Le film de Jon Chu joue sur le double sens du mot dreamer. Avec leur « suenitos », ou petits rêves, ces personnages se battent pour leur droit d’imaginer un lendemain plus heureux. La comédie musicale célèbre l’espoir, l’ambition et l’amour. Elle transporte au coeur d’une communauté soudée, rassemblée autour d’un héritage et d’une fierté commune.
Des erreurs fondamentales
S’il est sans aucun doute l’un des artistes les plus inventifs de sa génération, Lin-Manuel Miranda n’est pas pour autant à l’abri des fautes. Dès la sortie du film, les spectateurs ont dénoncé le manque cruel de représentation de la communauté latino noire de Washington Heights, parmi les personnages principaux. Un coup dur pour les fans d’un compositeur qui s’était pourtant battu pour l’inclusivité à Broadway. Dans un message d’excuses, il reconnaît avoir échoué dans son portrait du quartier new-yorkais. Il s’engage par ailleurs à faire mieux lors de ses prochains projets.
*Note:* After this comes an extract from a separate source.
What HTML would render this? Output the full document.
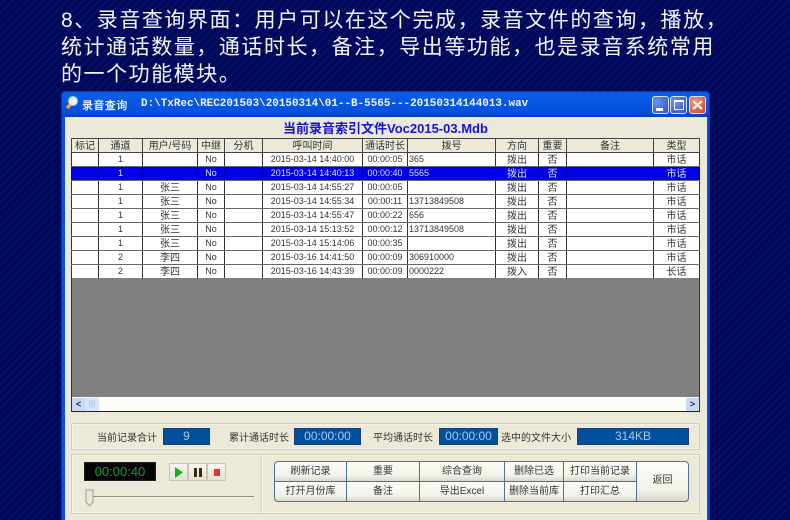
<!DOCTYPE html>
<html><head><meta charset="utf-8">
<style>
*{box-sizing:border-box}
html,body{margin:0;padding:0}
body{width:790px;height:520px;overflow:hidden;position:relative;font-family:"Liberation Sans","Noto Sans CJK SC",sans-serif;filter:blur(.3px);
background:#00085a repeating-linear-gradient(135deg,#00085a 0 3px,#081470 3px 4px,#00085a 4px 5.6px)}
.a{position:absolute}
.h{left:61px;color:#f4f5fa;font-size:21px;line-height:27px;letter-spacing:1.55px;white-space:nowrap}
#win{left:61px;top:91px;width:649px;height:429px;background:#0a52d8;border-radius:4px 4px 0 0;border:1px solid #0838b0;border-bottom:none}
#tb{left:0;top:0;width:647px;height:25px;background:linear-gradient(#0b5ae0,#0a5ce8 10%,#0550dc 80%,#0440c0);border-radius:4px 4px 0 0}
#in{left:3px;top:25px;width:642px;height:403px;background:#ece9d8}
.t{color:#fff;font-weight:bold;white-space:nowrap}
.wb{top:96px;width:17px;height:18px;border-radius:3px;border:1px solid #d8e4f8}
table{border-collapse:collapse;table-layout:fixed;position:absolute;left:71px;top:138px;width:628px;font-size:9px;color:#333}
td,th{height:14px;padding:0;border:1px solid #333;border-top-color:#666;border-bottom-color:#666;text-align:center;font-weight:normal;overflow:hidden;white-space:nowrap;line-height:13px}
th{background:#ece9d8;font-size:10px;border-color:#444;color:#333}
th span,td.c span{position:relative;top:1px}
td{background:#fff}
td.c{font-size:10px}
td.l{text-align:left;padding-left:1px}
tr.s td{background:#0000e8;color:#d8e0ff;border-left-color:#0000b0;border-right-color:#0000b0}
.p{background:#ece9d8;border:1px solid #d0cdb8;box-shadow:inset 0 0 0 1px #f4f2e6}
.lb{font-size:10px;color:#333;white-space:nowrap}
.v{background:#00509e;color:#a4c8f0;font-size:12px;text-align:center;line-height:15px;height:17px;top:428px;border:1px solid #1c3e70}
.b{position:absolute;background:linear-gradient(#fcfcf8,#f2f2ea 70%,#d8d8cc);border:1px solid #4c7098;font-size:10px;color:#333;text-align:center;white-space:nowrap}
.pb{position:absolute;top:463px;height:18px;background:linear-gradient(#f8f6ee,#e4e1d2);border:1px solid #c8c5b4}
</style></head><body>
<div class="a h" style="top:7px">8、录音查询界面：用户可以在这个完成，录音文件的查询，播放，</div>
<div class="a h" style="top:34px">统计通话数量，通话时长，备注，导出等功能，也是录音系统常用</div>
<div class="a h" style="top:61px">的一个功能模块。</div>

<div class="a" id="win"><div class="a" id="tb"></div><div class="a" id="in"></div></div>

<svg class="a" style="left:64px;top:95px" width="16" height="16" viewBox="0 0 16 16"><line x1="7" y1="9" x2="3" y2="13" stroke="#f0a030" stroke-width="3.5"/><circle cx="9" cy="6" r="4.5" fill="#e8f2fc" stroke="#a8c8e8"/></svg>
<div class="a t" style="left:82px;top:97px;font-size:11px;font-weight:normal;letter-spacing:.4px;-webkit-text-stroke:.2px #fff">录音查询</div>
<div class="a t" style="left:141px;top:97px;font-family:'Liberation Mono',monospace;font-size:10.95px;line-height:14px;color:#f0f4ff">D:\TxRec\REC201503\20150314\01--B-5565---20150314144013.wav</div>

<div class="a wb" style="left:652px;background:radial-gradient(circle at 30% 30%,#6c92ee,#2a50c8)"><div class="a" style="left:3px;top:11px;width:7px;height:3px;background:#fff"></div></div>
<div class="a wb" style="left:670px;background:radial-gradient(circle at 30% 30%,#6c92ee,#2a50c8)"><div class="a" style="left:3px;top:3px;width:10px;height:10px;border:1px solid #fff;border-top-width:2px"></div></div>
<div class="a wb" style="left:689px;background:radial-gradient(circle at 30% 30%,#f09878,#d84020)"><svg class="a" style="left:2px;top:3px" width="11" height="10"><path d="M1 1L10 9M10 1L1 9" stroke="#fff" stroke-width="2"/></svg></div>

<div class="a" style="left:283px;top:121px;font-size:13px;line-height:16px;font-weight:bold;color:#1414d8;white-space:nowrap">当前录音索引文件Voc2015-03.Mdb</div>

<table>
<colgroup><col style="width:27px"><col style="width:44px"><col style="width:55px"><col style="width:27px"><col style="width:38px"><col style="width:100px"><col style="width:45px"><col style="width:88px"><col style="width:43px"><col style="width:28px"><col style="width:87px"><col style="width:46px"></colgroup>
<tr><th><span>标记</span></th><th><span>通道</span></th><th><span>用户/号码</span></th><th><span>中继</span></th><th><span>分机</span></th><th><span>呼叫时间</span></th><th><span>通话时长</span></th><th><span>拨号</span></th><th><span>方向</span></th><th><span>重要</span></th><th><span>备注</span></th><th><span>类型</span></th></tr>
<tr><td></td><td>1</td><td></td><td>No</td><td></td><td>2015-03-14 14:40:00</td><td>00:00:05</td><td class="l">365</td><td class="c"><span>拨出</span></td><td class="c"><span>否</span></td><td></td><td class="c"><span>市话</span></td></tr>
<tr class="s"><td></td><td>1</td><td></td><td>No</td><td></td><td>2015-03-14 14:40:13</td><td>00:00:40</td><td class="l">5565</td><td class="c"><span>拨出</span></td><td class="c"><span>否</span></td><td></td><td class="c"><span>市话</span></td></tr>
<tr><td></td><td>1</td><td class="c"><span>张三</span></td><td>No</td><td></td><td>2015-03-14 14:55:27</td><td>00:00:05</td><td class="l"></td><td class="c"><span>拨出</span></td><td class="c"><span>否</span></td><td></td><td class="c"><span>市话</span></td></tr>
<tr><td></td><td>1</td><td class="c"><span>张三</span></td><td>No</td><td></td><td>2015-03-14 14:55:34</td><td>00:00:11</td><td class="l">13713849508</td><td class="c"><span>拨出</span></td><td class="c"><span>否</span></td><td></td><td class="c"><span>市话</span></td></tr>
<tr><td></td><td>1</td><td class="c"><span>张三</span></td><td>No</td><td></td><td>2015-03-14 14:55:47</td><td>00:00:22</td><td class="l">656</td><td class="c"><span>拨出</span></td><td class="c"><span>否</span></td><td></td><td class="c"><span>市话</span></td></tr>
<tr><td></td><td>1</td><td class="c"><span>张三</span></td><td>No</td><td></td><td>2015-03-14 15:13:52</td><td>00:00:12</td><td class="l">13713849508</td><td class="c"><span>拨出</span></td><td class="c"><span>否</span></td><td></td><td class="c"><span>市话</span></td></tr>
<tr><td></td><td>1</td><td class="c"><span>张三</span></td><td>No</td><td></td><td>2015-03-14 15:14:06</td><td>00:00:35</td><td class="l"></td><td class="c"><span>拨出</span></td><td class="c"><span>否</span></td><td></td><td class="c"><span>市话</span></td></tr>
<tr><td></td><td>2</td><td class="c"><span>李四</span></td><td>No</td><td></td><td>2015-03-16 14:41:50</td><td>00:00:09</td><td class="l">306910000</td><td class="c"><span>拨出</span></td><td class="c"><span>否</span></td><td></td><td class="c"><span>市话</span></td></tr>
<tr><td></td><td>2</td><td class="c"><span>李四</span></td><td>No</td><td></td><td>2015-03-16 14:43:39</td><td>00:00:09</td><td class="l">0000222</td><td class="c"><span>拨入</span></td><td class="c"><span>否</span></td><td></td><td class="c"><span>长话</span></td></tr>
</table>

<div class="a" style="left:71px;top:278px;width:629px;height:120px;background:#808080;border-left:1px solid #333;border-right:1px solid #333"></div>
<div class="a" style="left:71px;top:397px;width:629px;height:15px;background:#fbfbf8;border:1px solid #333;border-top:none;border-bottom-color:#222"></div>
<div class="a" style="left:72px;top:398px;width:13px;height:13px;background:#c8d8f4;color:#20304c;font:bold 9px/12px 'Liberation Sans',sans-serif;text-align:center">&lt;</div>
<div class="a" style="left:85px;top:398px;width:14px;height:13px;background:#d8e4f8;color:#a0b4d8;font:8px/12px 'Liberation Sans',sans-serif;text-align:center">|||</div>
<div class="a" style="left:686px;top:398px;width:13px;height:13px;background:#c8d8f4;color:#20304c;font:bold 9px/12px 'Liberation Sans',sans-serif;text-align:center">&gt;</div>

<div class="a p" style="left:71px;top:423px;width:629px;height:27px"></div>
<div class="a lb" style="left:97px;top:429px">当前记录合计</div>
<div class="a v" style="left:163px;width:47px">9</div>
<div class="a lb" style="left:229px;top:429px">累计通话时长</div>
<div class="a v" style="left:294px;width:67px">00:00:00</div>
<div class="a lb" style="left:373px;top:429px">平均通话时长</div>
<div class="a v" style="left:439px;width:59px">00:00:00</div>
<div class="a lb" style="left:501px;top:429px">选中的文件大小</div>
<div class="a v" style="left:577px;width:112px">314KB</div>

<div class="a p" style="left:71px;top:454px;width:629px;height:60px"></div>
<div class="a" style="left:261px;top:455px;width:2px;height:58px;background:#d8d5c4;border-right:1px solid #f8f6ee"></div>
<div class="a" style="left:84px;top:462px;width:72px;height:19px;background:#050505;color:#14a028;font-size:13px;line-height:18px;text-align:center;border:1px solid #222">00:00:40</div>
<div class="pb" style="left:169px;width:19px"><svg class="a" style="left:4px;top:3px" width="10" height="11"><path d="M1 0L9 5.5L1 11Z" fill="#18b020"/></svg></div>
<div class="pb" style="left:188px;width:19px"><svg class="a" style="left:4px;top:3px" width="10" height="11"><path d="M1 1H4V10H1ZM6 1H9V10H6Z" fill="#3a2a10"/></svg></div>
<div class="pb" style="left:207px;width:19px"><svg class="a" style="left:4px;top:3px" width="10" height="11"><path d="M2 2H8V9H2Z" fill="#ee3030"/></svg></div>
<div class="a" style="left:90px;top:496px;width:164px;height:2px;background:#8c8c80;border-bottom:1px solid #f4f4ec"></div>
<svg class="a" style="left:85px;top:489px" width="10" height="19"><path d="M1 1H8V13L4.5 17L1 13Z" fill="#ece9d8" stroke="#9c9a8c"/></svg>

<div class="b" style="left:274px;top:461px;width:73px;height:21px;line-height:19px;border-radius:4px 0 0 0">刷新记录</div>
<div class="b" style="left:346px;top:461px;width:74px;height:21px;line-height:19px">重要</div>
<div class="b" style="left:419px;top:461px;width:86px;height:21px;line-height:19px">综合查询</div>
<div class="b" style="left:504px;top:461px;width:60px;height:21px;line-height:19px">删除已选</div>
<div class="b" style="left:563px;top:461px;width:74px;height:21px;line-height:19px">打印当前记录</div>
<div class="b" style="left:274px;top:481px;width:73px;height:21px;line-height:19px;border-radius:0 0 0 4px">打开月份库</div>
<div class="b" style="left:346px;top:481px;width:74px;height:21px;line-height:19px">备注</div>
<div class="b" style="left:419px;top:481px;width:86px;height:21px;line-height:19px">导出Excel</div>
<div class="b" style="left:504px;top:481px;width:60px;height:21px;line-height:19px">删除当前库</div>
<div class="b" style="left:563px;top:481px;width:74px;height:21px;line-height:19px">打印汇总</div>
<div class="b" style="left:636px;top:461px;width:53px;height:41px;line-height:38px;border-radius:0 4px 4px 0">返回</div>
</body></html>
D’où l’on vient est une évasion, en même temps qu’une invitation à célébrer le moment présent. C’est un film agréable, qui doit beaucoup aux textes originaux de Lin-Manuel Miranda, tout en perdant une partie de leur magie. Le passage du théâtre au grand écran est particulièrement difficile, et les choix de mise en scène de Jon Chu sont trop inscrits dans leur époque pour survivre au temps qui passe. Parfois un peu superficielle, son adaptation est sauvée par des seconds rôles attachants. Olga Merediz, notamment, se distingue par une performance touchante, qui vaut au film d’être cité pour une potentielle nomination aux Oscars de la meilleure chanson originale. Si elle n’est pas mémorable, cette comédie musicale permet tout de même de passer un bon moment, et saura rassembler petits et grands pour un retour en salles sous le signe de la légèreté et de la joie de vivre.